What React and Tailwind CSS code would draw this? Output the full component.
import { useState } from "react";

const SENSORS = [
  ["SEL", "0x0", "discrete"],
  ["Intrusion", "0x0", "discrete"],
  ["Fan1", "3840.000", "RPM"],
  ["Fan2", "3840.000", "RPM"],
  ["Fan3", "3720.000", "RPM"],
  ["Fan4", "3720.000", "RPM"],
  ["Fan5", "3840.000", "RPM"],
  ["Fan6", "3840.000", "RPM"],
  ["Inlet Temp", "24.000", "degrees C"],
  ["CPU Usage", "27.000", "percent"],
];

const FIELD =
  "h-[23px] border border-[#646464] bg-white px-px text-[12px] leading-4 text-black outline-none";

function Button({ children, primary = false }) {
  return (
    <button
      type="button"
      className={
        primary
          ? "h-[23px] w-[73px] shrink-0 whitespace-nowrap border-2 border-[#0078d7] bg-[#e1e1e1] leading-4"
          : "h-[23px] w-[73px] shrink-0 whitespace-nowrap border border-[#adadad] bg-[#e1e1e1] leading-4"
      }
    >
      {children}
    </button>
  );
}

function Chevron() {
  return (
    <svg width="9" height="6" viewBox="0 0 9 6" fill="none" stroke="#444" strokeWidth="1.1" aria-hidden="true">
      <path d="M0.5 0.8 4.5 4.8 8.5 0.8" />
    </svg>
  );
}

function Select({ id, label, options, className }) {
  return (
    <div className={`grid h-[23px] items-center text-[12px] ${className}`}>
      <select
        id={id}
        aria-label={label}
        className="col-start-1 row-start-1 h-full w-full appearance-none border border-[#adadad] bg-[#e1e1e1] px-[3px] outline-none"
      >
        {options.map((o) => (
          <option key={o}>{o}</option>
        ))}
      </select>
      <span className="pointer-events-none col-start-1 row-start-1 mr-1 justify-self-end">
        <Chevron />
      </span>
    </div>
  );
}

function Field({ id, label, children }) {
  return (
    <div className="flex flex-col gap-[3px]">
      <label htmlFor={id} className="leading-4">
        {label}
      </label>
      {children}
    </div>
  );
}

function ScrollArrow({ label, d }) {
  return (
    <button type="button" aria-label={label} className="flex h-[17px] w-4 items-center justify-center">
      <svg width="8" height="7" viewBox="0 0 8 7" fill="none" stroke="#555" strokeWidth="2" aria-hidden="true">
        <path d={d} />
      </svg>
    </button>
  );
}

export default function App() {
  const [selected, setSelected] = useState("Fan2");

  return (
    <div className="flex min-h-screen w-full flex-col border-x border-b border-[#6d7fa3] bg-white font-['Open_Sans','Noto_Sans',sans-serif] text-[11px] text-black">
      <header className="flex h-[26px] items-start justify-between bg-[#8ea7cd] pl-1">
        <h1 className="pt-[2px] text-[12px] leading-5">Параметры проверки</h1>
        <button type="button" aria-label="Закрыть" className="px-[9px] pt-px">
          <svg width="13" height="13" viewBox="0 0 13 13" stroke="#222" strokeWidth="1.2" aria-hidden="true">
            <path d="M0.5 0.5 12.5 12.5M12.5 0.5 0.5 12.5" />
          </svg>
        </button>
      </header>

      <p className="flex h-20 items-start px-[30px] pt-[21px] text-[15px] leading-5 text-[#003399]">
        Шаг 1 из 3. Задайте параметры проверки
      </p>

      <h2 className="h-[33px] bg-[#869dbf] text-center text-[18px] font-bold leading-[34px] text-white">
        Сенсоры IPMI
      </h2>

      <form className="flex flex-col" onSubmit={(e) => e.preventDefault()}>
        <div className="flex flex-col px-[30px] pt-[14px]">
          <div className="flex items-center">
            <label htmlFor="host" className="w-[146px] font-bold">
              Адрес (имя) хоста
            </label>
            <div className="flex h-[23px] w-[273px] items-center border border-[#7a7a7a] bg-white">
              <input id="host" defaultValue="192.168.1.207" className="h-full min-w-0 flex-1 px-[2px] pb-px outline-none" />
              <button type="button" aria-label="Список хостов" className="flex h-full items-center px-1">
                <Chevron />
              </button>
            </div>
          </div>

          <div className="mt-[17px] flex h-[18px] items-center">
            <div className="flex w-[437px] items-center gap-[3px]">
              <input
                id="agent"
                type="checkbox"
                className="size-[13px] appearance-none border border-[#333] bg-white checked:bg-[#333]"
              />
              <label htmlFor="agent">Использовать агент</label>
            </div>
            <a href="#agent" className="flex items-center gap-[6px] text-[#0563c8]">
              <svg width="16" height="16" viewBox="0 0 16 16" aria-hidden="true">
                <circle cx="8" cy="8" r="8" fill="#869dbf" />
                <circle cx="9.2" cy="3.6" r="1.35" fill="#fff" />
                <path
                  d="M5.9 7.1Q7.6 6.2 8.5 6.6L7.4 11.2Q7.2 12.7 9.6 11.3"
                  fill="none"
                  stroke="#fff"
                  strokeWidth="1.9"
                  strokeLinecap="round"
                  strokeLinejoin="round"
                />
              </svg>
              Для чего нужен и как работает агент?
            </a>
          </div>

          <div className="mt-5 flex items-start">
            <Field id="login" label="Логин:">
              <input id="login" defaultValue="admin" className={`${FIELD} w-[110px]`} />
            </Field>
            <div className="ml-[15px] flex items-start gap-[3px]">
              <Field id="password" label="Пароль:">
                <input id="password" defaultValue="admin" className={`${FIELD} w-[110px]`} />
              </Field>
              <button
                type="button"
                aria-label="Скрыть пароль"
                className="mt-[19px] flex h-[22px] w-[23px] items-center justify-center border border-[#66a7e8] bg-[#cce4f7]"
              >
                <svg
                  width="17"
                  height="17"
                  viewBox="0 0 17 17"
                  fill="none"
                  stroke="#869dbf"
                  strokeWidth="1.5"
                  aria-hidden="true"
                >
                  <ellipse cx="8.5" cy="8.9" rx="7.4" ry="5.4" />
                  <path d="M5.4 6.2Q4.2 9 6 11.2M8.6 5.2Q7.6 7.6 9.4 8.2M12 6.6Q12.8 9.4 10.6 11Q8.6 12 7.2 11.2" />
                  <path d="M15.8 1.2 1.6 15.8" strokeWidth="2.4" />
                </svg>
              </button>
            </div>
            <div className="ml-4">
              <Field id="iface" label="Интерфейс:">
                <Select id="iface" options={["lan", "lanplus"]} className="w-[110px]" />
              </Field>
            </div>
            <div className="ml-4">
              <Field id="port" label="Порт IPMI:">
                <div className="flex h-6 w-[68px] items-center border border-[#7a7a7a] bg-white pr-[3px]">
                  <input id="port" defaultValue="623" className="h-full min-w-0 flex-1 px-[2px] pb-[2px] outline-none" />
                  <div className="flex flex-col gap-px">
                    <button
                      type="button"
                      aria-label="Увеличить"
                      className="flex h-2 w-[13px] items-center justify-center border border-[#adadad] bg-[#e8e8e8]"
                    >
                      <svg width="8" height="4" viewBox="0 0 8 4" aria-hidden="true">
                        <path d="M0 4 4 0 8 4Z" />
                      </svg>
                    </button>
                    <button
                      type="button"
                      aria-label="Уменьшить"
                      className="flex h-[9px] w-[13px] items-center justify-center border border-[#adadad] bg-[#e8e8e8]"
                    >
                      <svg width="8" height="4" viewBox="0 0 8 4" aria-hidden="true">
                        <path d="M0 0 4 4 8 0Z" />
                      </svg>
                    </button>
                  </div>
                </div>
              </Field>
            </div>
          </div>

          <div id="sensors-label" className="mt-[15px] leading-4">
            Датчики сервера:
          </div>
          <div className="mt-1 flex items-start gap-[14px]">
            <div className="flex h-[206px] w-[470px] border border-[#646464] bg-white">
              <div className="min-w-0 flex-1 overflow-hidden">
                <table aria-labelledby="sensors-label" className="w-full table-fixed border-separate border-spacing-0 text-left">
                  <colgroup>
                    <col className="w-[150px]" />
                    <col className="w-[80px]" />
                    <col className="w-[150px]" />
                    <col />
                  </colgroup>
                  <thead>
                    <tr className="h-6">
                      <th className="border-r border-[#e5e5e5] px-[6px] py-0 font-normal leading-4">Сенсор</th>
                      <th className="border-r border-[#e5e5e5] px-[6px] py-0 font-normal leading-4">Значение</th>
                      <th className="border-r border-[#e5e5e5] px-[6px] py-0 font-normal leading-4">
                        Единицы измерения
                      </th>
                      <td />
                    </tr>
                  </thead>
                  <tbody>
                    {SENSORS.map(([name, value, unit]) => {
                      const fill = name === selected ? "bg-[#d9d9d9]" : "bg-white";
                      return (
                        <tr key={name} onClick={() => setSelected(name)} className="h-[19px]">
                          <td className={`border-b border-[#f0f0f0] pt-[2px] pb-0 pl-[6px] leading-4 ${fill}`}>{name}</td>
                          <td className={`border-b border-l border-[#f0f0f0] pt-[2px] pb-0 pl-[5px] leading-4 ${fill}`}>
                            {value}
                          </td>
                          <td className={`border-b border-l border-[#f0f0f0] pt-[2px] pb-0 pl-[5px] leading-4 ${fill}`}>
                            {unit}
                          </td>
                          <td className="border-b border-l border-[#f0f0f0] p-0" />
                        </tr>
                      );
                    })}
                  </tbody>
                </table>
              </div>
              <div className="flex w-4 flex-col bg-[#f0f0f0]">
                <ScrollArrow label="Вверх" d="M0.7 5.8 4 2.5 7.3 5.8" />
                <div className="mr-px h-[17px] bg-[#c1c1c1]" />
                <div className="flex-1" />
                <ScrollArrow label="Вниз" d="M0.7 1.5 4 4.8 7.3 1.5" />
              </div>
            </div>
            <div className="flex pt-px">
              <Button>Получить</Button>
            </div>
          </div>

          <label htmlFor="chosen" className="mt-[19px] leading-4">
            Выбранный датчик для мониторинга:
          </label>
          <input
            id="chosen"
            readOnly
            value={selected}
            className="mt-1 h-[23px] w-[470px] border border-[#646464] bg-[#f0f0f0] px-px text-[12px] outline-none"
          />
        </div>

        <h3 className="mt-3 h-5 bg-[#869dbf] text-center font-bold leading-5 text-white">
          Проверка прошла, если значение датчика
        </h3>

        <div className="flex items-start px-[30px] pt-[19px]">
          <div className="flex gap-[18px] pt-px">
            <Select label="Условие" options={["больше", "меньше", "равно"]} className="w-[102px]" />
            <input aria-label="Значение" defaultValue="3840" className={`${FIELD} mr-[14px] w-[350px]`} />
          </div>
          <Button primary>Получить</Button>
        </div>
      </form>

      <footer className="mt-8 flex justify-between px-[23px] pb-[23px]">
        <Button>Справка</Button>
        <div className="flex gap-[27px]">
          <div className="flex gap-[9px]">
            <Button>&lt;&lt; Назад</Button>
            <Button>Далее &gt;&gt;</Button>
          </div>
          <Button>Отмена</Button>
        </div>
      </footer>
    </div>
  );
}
════
▶ [EXERCISE TASK]
All lines from the beginning of the material above through the one with "border-[#646464] bg-white px-px" need to be returned exactly; please return those and only those.

▶ [ANSWER TO THE PROBLEM]
What React and Tailwind CSS code would draw this? Output the full component.
import { useState } from "react";

const SENSORS = [
  ["SEL", "0x0", "discrete"],
  ["Intrusion", "0x0", "discrete"],
  ["Fan1", "3840.000", "RPM"],
  ["Fan2", "3840.000", "RPM"],
  ["Fan3", "3720.000", "RPM"],
  ["Fan4", "3720.000", "RPM"],
  ["Fan5", "3840.000", "RPM"],
  ["Fan6", "3840.000", "RPM"],
  ["Inlet Temp", "24.000", "degrees C"],
  ["CPU Usage", "27.000", "percent"],
];

const FIELD =
  "h-[23px] border border-[#646464] bg-white px-px text-[12px] leading-4 text-black outline-none";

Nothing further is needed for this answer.